Proposed changes to the Highway Code to improve safety for vulnerable road users will have limited effect without supportive legislation, according to claimant law firm Pedestrian Law Scotland.
The UK Government recently announced a consultation seeking views on changes to benefit in particular cyclists, pedestrians and horse riders. The main alterations involve creating a hierarchy of road users to ensure that those who can do the greatest harm have the greatest responsibility to reduce the danger they pose; clarification on pedestrian priority on pavements and advising that drivers and riders should give way to pedestrians crossing or waiting to cross the road; guidance on cyclist priority at junctions; and establishing safe passing distances when overtaking cyclists and horse riders.
Brenda Mitchell and Jodi Gordon, partners at Pedestrian Law Scotland, describe the changes as welcome and long overdue, but comment: "The creation of a hierarchy with pedestrians at the top is a positive step forward, but such tinkering with the Highway Code is a wasted opportunity unless there is appropriate legislation sitting alongside."
They add: "We've all been told to cycle and walk more as part of the Government’s drive to tackle obesity and improve the general health of the nation. However, the fundamental problem is that people will not engage if they do not feel safe and such fears regarding their safety are justified."

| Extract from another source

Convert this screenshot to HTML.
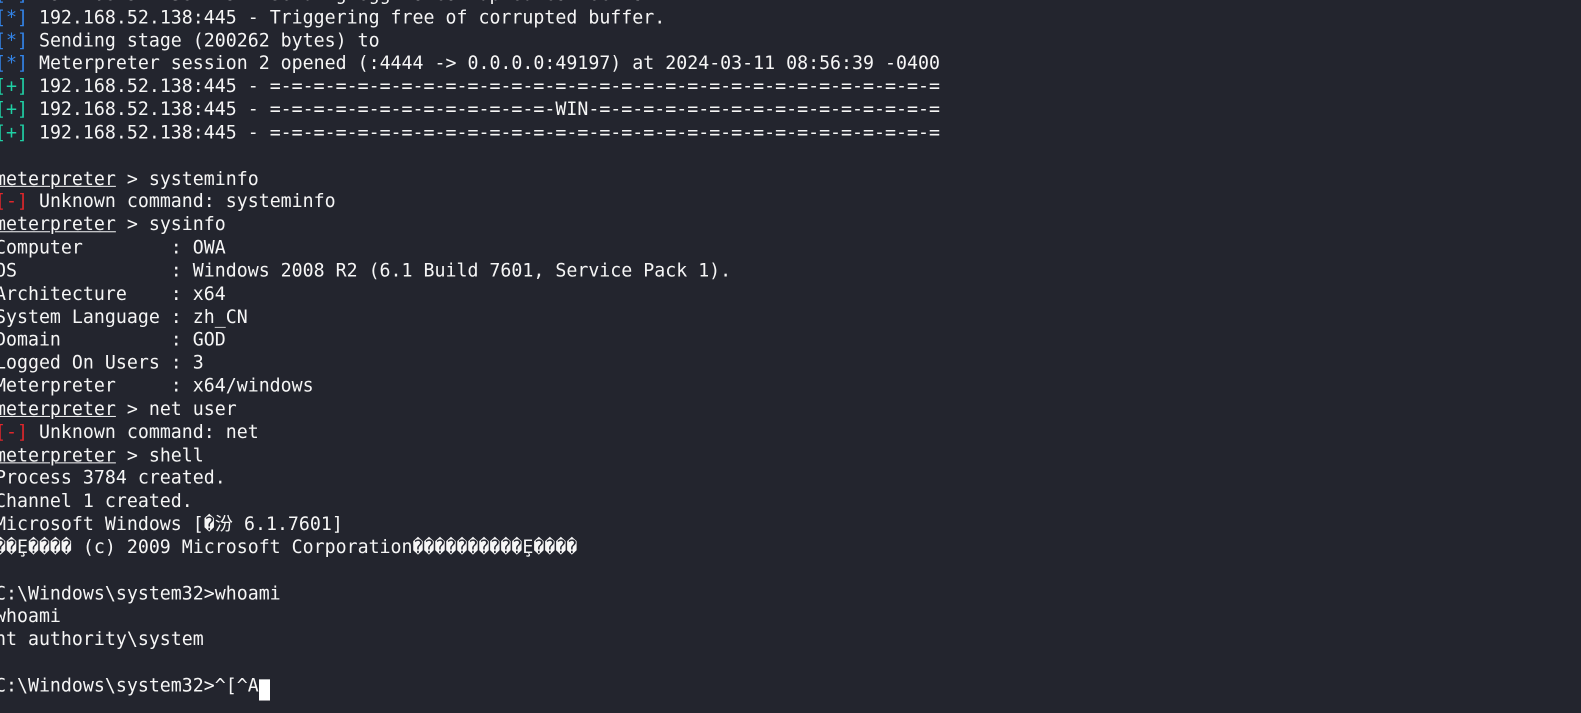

The two lawyers see a "worrying trend" in provisional figures for 2019 road traffic casualties in Scotland, released at the end of July: while the overall number of casualties (7,594) was down by 10%, fatal incidents increased by seven to 168 and the number of serious injuries by over 400 to 2,001. Casualties included a "significant rise" in the death and serious injury of vulnerable road users, with pedestrian fatalities up 13 to 46 compared with 2018, and 22 more cyclists seriously injured, at 178.
"Why is there no immediate call to action?" they ask. "Without changes to the law, it is difficult to get consistency from the courts when it comes to civil proofs."
Calling on the Government be less hesitant in following European countries in protecting the vulnerable, they claim: "We will never increase safe active travel until the Scottish Government is brave enough to leave Westminster in its path and wake up to the reality of the statistics. The leap forward we need is presumed liability and the hierarchy the proposed updates to the Highway Code have highlighted. Pedestrians are the most vulnerable of all road users and need most protection. Along with cyclists, it's all about safe active travel."